■ Requirements
Copy the listing verbatim, excluding any images found in it.
----- Data provided
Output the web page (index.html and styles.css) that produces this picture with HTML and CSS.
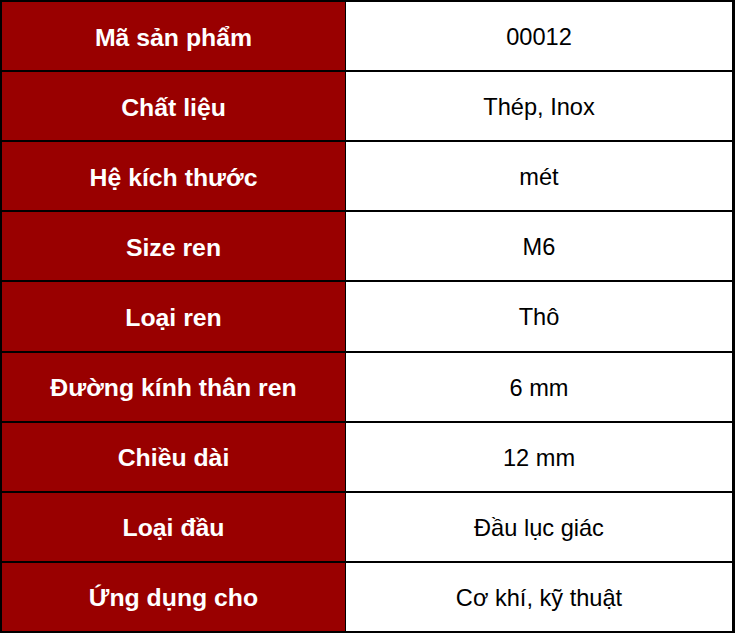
FILE: index.html
```html
<!DOCTYPE html>
<html lang="vi">
<head>
<meta charset="utf-8">
<title>Thông số</title>
<link rel="stylesheet" href="styles.css">
</head>
<body>
<div class="spec">
  <div class="k">Mã sản phẩm</div><div class="v">00012</div>
  <div class="k">Chất liệu</div><div class="v">Thép, Inox</div>
  <div class="k">Hệ kích thước</div><div class="v">mét</div>
  <div class="k">Size ren</div><div class="v">M6</div>
  <div class="k">Loại ren</div><div class="v">Thô</div>
  <div class="k">Đường kính thân ren</div><div class="v">6 mm</div>
  <div class="k">Chiều dài</div><div class="v">12 mm</div>
  <div class="k">Loại đầu</div><div class="v">Đầu lục giác</div>
  <div class="k">Ứng dụng cho</div><div class="v">Cơ khí, kỹ thuật</div>
</div>
</body>
</html>
```
FILE: styles.css
```css
html, body {
  margin: 0;
  padding: 0;
  background: #fff;
}
.spec {
  box-sizing: border-box;
  width: 735px;
  height: 633px;
  border: 2px solid #000;
  border-right-width: 3px;
  background: #000;
  display: grid;
  grid-template-columns: 343px 1fr;
  grid-template-rows: repeat(9, 1fr);
  column-gap: 1px;
  row-gap: 2px;
  font-family: "Liberation Sans", Arial, sans-serif;
}
.k, .v {
  display: flex;
  align-items: center;
  justify-content: center;
  padding-top: 3px;
}
.k {
  background: #990000;
  color: #fff;
  font-weight: bold;
  font-size: 24.8px;
}
.v {
  background: #fff;
  color: #000;
  font-size: 23.6px;
}
```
----------
■ Worked solution
Output the web page (index.html and styles.css) that produces this picture with HTML and CSS.
FILE: index.html
```html
<!DOCTYPE html>
<html lang="vi">
<head>
<meta charset="utf-8">
<title>Thông số</title>
<link rel="stylesheet" href="styles.css">
</head>
<body>
<div class="spec">
  <div class="k">Mã sản phẩm</div><div class="v">00012</div>
  <div class="k">Chất liệu</div><div class="v">Thép, Inox</div>
  <div class="k">Hệ kích thước</div><div class="v">mét</div>
  <div class="k">Size ren</div><div class="v">M6</div>
  <div class="k">Loại ren</div><div class="v">Thô</div>
  <div class="k">Đường kính thân ren</div><div class="v">6 mm</div>
  <div class="k">Chiều dài</div><div class="v">12 mm</div>
  <div class="k">Loại đầu</div><div class="v">Đầu lục giác</div>
  <div class="k">Ứng dụng cho</div><div class="v">Cơ khí, kỹ thuật</div>
</div>
</body>
</html>
```
FILE: styles.css
```css
html, body {
  margin: 0;
  padding: 0;
  background: #fff;
}
.spec {
  box-sizing: border-box;
  width: 735px;
  height: 633px;
  border: 2px solid #000;
  border-right-width: 3px;
  background: #000;
  display: grid;
  grid-template-columns: 343px 1fr;
  grid-template-rows: repeat(9, 1fr);
  column-gap: 1px;
  row-gap: 2px;
  font-family: "Liberation Sans", Arial, sans-serif;
}
.k, .v {
  display: flex;
  align-items: center;
  justify-content: center;
  padding-top: 3px;
}
.k {
  background: #990000;
  color: #fff;
  font-weight: bold;
  font-size: 24.8px;
}
.v {
  background: #fff;
  color: #000;
  font-size: 23.6px;
}
```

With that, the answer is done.